Vede, dottor Calenda, il punto è sempre intervenire forti di preparazione, documentazione e corretta informazione, valori che mi sembra lei abbia sempre espresso e dimostrato con i fatti, come testimonia il suo importante curriculum. Per questo spiace leggere, proprio da lei che si propone come una delle voci nuove del progressismo italiano, da lei che ha avuto il dicastero dello Sviluppo economico, un attacco così gratuito e – me lo permetta – un po’ disordinato al medium videoludico e, conseguentemente, alla sua industria.

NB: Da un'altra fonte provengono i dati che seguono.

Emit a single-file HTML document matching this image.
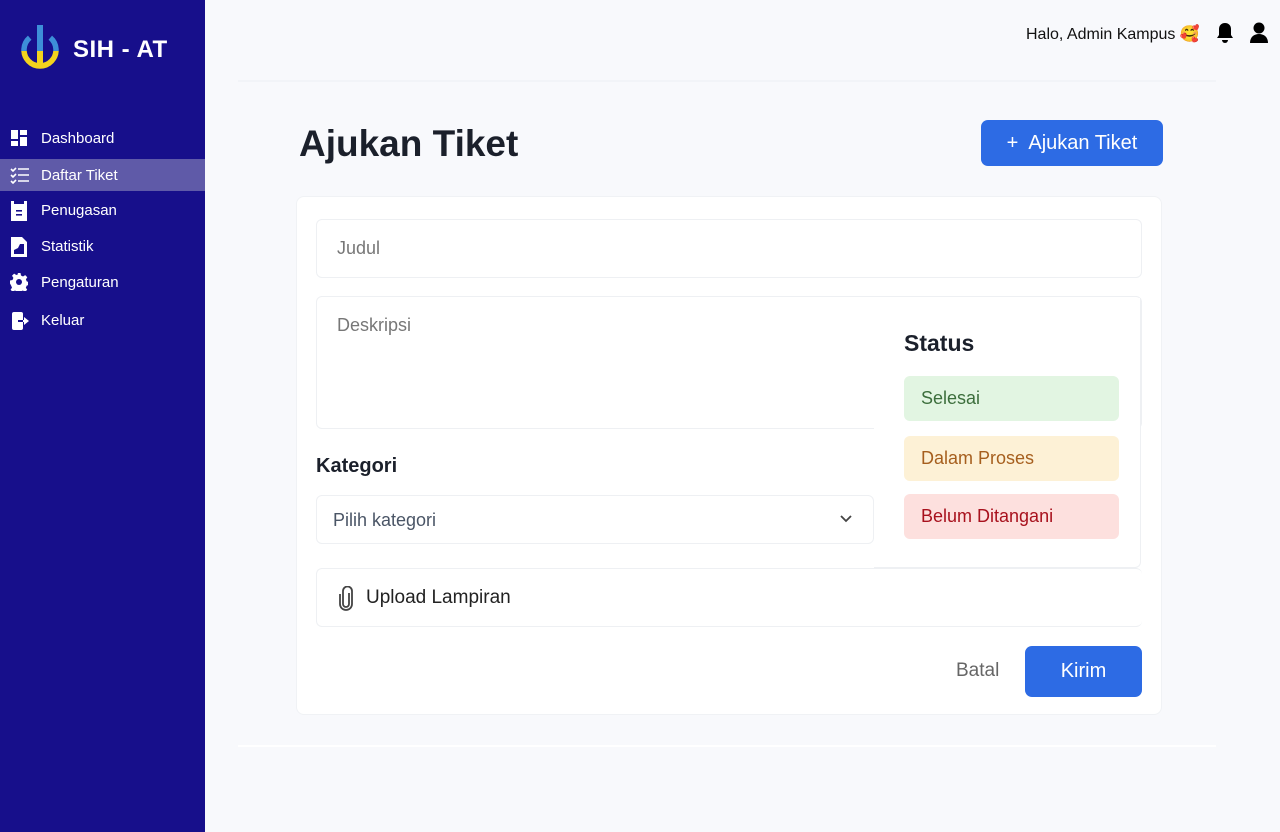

Perché immagino che il nostro ex Ministro allo Sviluppo economico sappia fin troppo bene che l’Italia, come ben certifica AESVI, l’associazione di categoria dell’industria del videogioco italiana in Confindustria, fattura 1,5 miliardi di euro annui, posizionandosi tra i più importanti mercati europei, e che sempre più donne e uomini trovano lavoro in questo settore, cercando anche di far crescere il settore del game development, cioè degli studi e team che creano produzioni videoludiche destinate al mercato globale. Lei che, per posizione politica, storia personale ed età anagrafica, è necessariamente vicino ai settori della cultura, dell’innovazione e ai giovani, non dovrebbe scrivere che i giochi elettronici non entrano in casa sua, ma dovrebbe anzi spalancare le sue porte a uno dei più importanti e pervasivi veicoli di cultura, creatività e – perché no – educazione dei tempi contemporanei (vedi una raccolta di studi sui benefici cognitivi, psicologici, sociali dei videogame).

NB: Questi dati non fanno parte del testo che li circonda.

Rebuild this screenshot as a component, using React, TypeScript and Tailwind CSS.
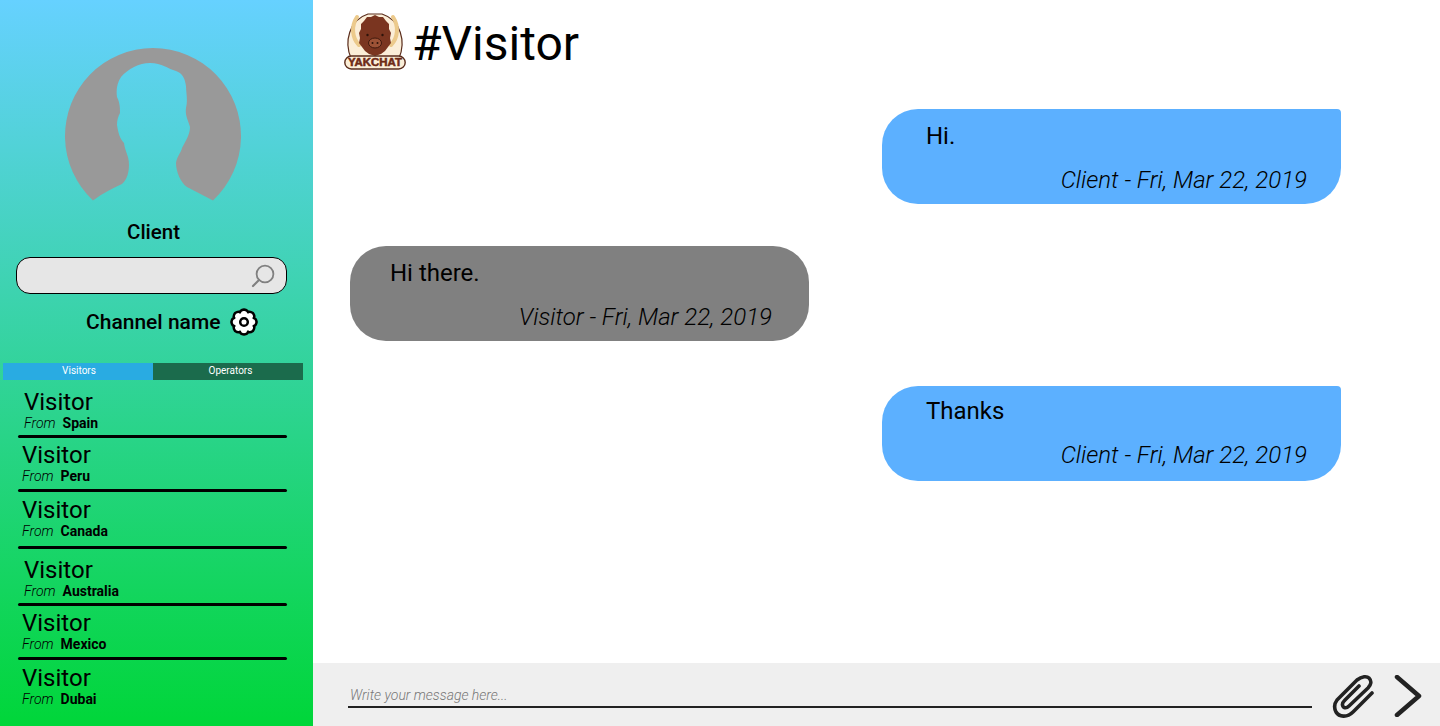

Istituzioni come gli atenei dove insegno (Università degli Studi di Roma Tor Vergata e Link Campus University) o il VIGAMUS di Roma, il secondo museo del videogioco in Europa e primo e unico in Italia, di recente chiamato a testimoniare la sua esperienza dal Parlamento europeo, testimoniano i lunghi e sofferti passi che il medium ha compiuto sulla strada della legittimazione.

Ci aiuti almeno lei che viene dalle più prestigiose frontiere dell’innovazione. Vedrà che il videogioco saprà sorprenderla, e in esso scoprirà non solo un invito alla lettura e al gioco intelligente e consapevole, ma anche un fortissimo e poderoso motore per avviare tanti fruttuosi ragionamenti.